Required task:
Pick out each line of the records in which the word "TypeScript" appears.

Data rows:
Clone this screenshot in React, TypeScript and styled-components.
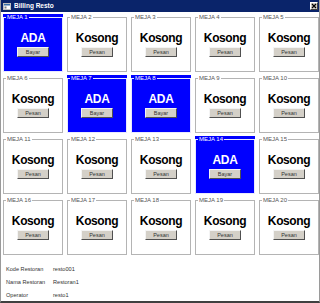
==
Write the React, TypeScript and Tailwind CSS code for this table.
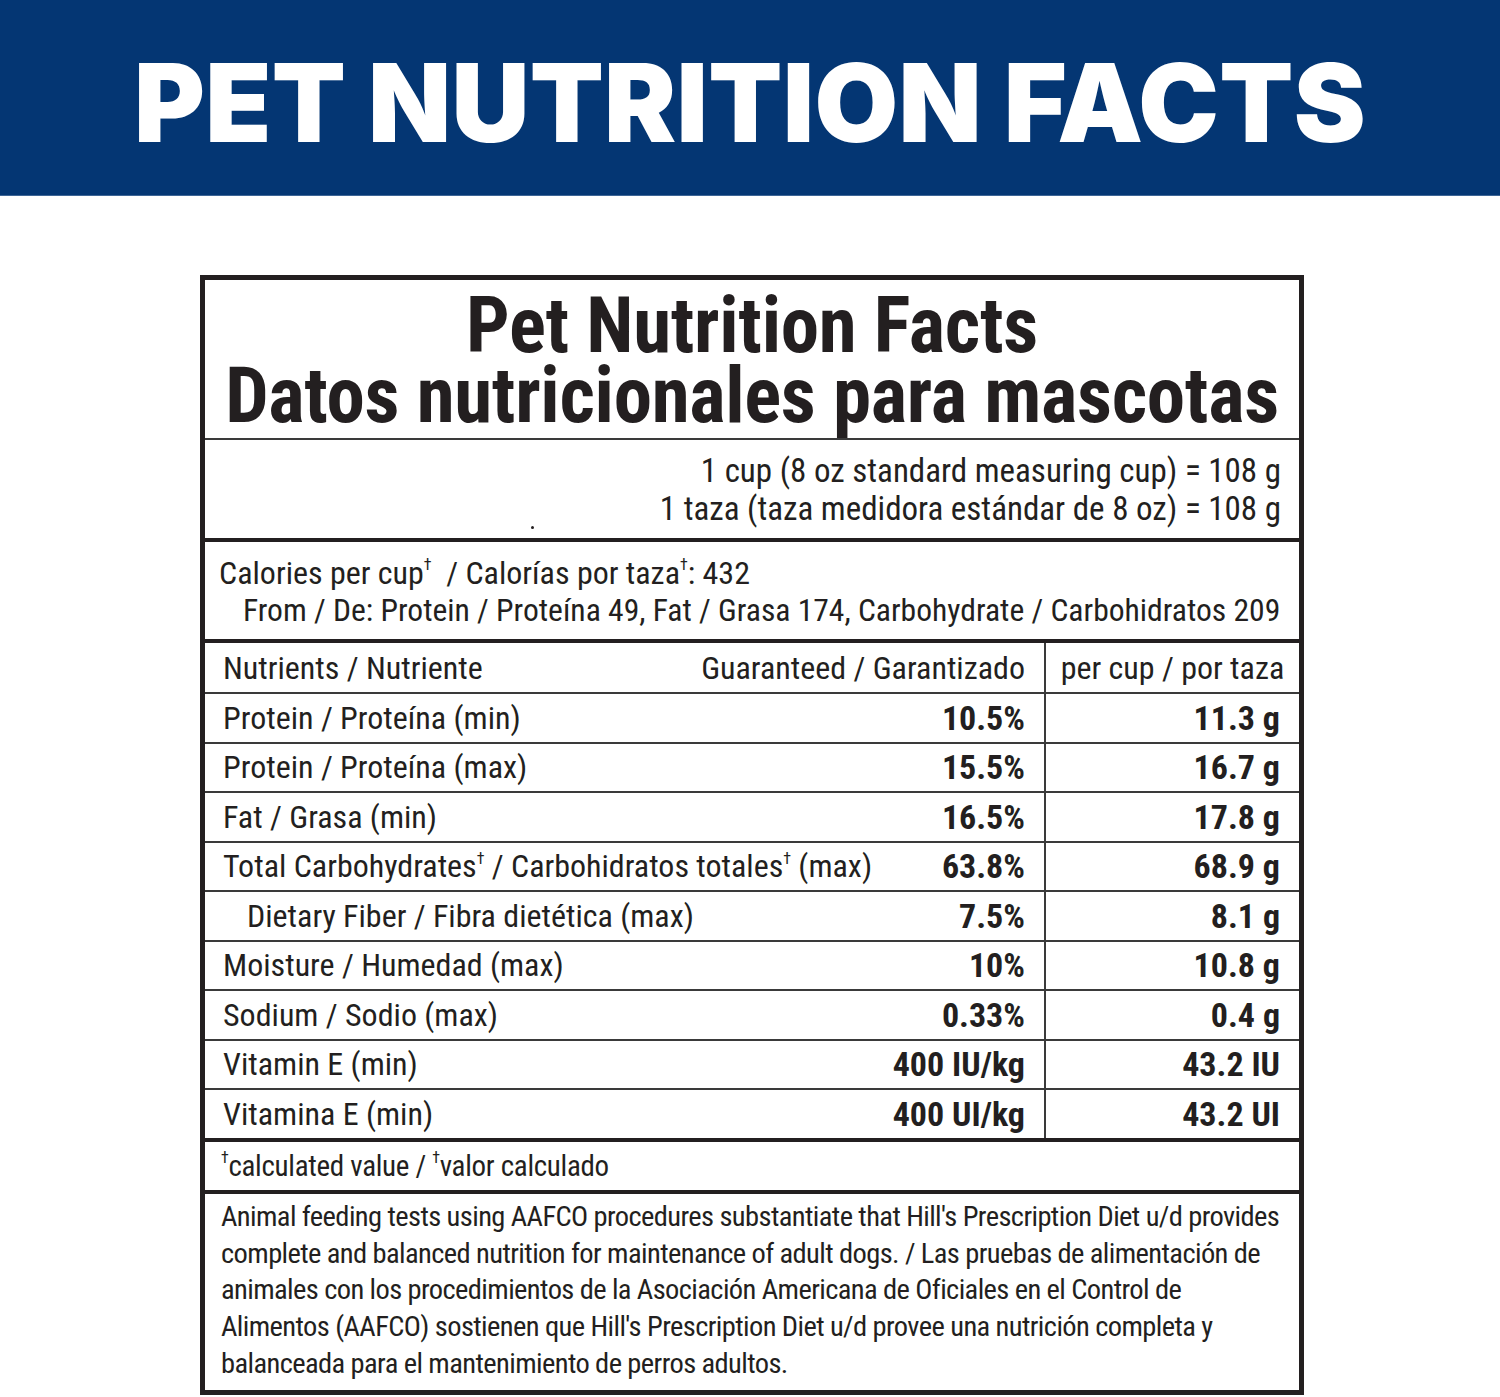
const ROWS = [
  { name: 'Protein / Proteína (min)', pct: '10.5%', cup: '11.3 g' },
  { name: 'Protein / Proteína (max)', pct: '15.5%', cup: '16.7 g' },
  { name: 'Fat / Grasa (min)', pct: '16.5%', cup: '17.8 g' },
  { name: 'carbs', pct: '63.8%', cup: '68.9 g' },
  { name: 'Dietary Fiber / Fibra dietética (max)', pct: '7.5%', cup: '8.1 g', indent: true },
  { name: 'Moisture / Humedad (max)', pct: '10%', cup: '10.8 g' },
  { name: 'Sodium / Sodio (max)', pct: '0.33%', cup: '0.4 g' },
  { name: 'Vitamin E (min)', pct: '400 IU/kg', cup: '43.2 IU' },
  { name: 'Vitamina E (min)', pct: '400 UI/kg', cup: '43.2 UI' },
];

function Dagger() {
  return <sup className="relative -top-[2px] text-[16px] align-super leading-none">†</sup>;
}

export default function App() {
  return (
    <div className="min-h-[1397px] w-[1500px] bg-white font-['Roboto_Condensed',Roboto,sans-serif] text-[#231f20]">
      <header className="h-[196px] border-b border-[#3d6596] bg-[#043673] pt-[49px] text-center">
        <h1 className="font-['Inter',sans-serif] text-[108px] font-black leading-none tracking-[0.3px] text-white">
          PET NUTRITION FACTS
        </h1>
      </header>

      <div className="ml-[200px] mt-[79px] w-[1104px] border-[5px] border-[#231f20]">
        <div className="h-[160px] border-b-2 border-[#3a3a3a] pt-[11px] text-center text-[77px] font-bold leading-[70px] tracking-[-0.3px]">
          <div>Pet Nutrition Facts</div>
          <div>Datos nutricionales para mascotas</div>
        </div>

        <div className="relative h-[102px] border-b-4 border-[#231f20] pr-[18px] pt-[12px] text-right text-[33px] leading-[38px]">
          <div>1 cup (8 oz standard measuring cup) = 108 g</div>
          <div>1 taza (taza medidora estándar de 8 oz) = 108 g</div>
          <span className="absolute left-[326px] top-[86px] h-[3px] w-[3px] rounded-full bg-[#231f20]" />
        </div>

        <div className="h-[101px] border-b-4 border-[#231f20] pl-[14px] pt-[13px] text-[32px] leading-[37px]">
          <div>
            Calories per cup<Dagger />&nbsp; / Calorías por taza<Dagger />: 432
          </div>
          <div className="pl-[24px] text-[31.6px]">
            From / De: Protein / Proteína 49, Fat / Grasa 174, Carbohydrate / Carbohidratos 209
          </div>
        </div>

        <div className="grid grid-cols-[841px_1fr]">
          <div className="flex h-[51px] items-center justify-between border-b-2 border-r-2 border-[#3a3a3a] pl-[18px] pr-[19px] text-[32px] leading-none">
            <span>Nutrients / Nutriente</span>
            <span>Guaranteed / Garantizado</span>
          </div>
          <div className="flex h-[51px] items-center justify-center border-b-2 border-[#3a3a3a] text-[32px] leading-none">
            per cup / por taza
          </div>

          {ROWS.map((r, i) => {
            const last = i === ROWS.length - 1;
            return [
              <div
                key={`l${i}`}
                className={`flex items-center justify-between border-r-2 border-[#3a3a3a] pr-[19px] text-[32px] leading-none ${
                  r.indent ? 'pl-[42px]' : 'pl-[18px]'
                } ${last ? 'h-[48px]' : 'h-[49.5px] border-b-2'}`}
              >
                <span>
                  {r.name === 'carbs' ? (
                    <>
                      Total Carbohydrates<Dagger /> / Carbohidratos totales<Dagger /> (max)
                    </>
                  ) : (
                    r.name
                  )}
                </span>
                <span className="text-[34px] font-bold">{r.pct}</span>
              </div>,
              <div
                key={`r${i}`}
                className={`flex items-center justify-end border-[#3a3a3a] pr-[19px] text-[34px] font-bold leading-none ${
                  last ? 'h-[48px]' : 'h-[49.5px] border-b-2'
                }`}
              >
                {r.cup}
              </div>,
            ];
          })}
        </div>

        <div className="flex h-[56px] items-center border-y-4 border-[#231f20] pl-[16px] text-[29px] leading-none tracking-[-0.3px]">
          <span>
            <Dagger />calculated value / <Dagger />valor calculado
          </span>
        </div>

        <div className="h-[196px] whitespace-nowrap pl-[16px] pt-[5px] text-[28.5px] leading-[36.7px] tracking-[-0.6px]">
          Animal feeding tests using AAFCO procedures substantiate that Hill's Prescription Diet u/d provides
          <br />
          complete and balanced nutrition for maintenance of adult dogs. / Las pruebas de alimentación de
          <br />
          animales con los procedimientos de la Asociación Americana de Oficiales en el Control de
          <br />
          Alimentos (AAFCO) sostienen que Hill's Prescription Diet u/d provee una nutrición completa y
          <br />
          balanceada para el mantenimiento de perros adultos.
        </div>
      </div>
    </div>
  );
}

Output below:
Clone this screenshot in React, TypeScript and styled-components.
Write the React, TypeScript and Tailwind CSS code for this table.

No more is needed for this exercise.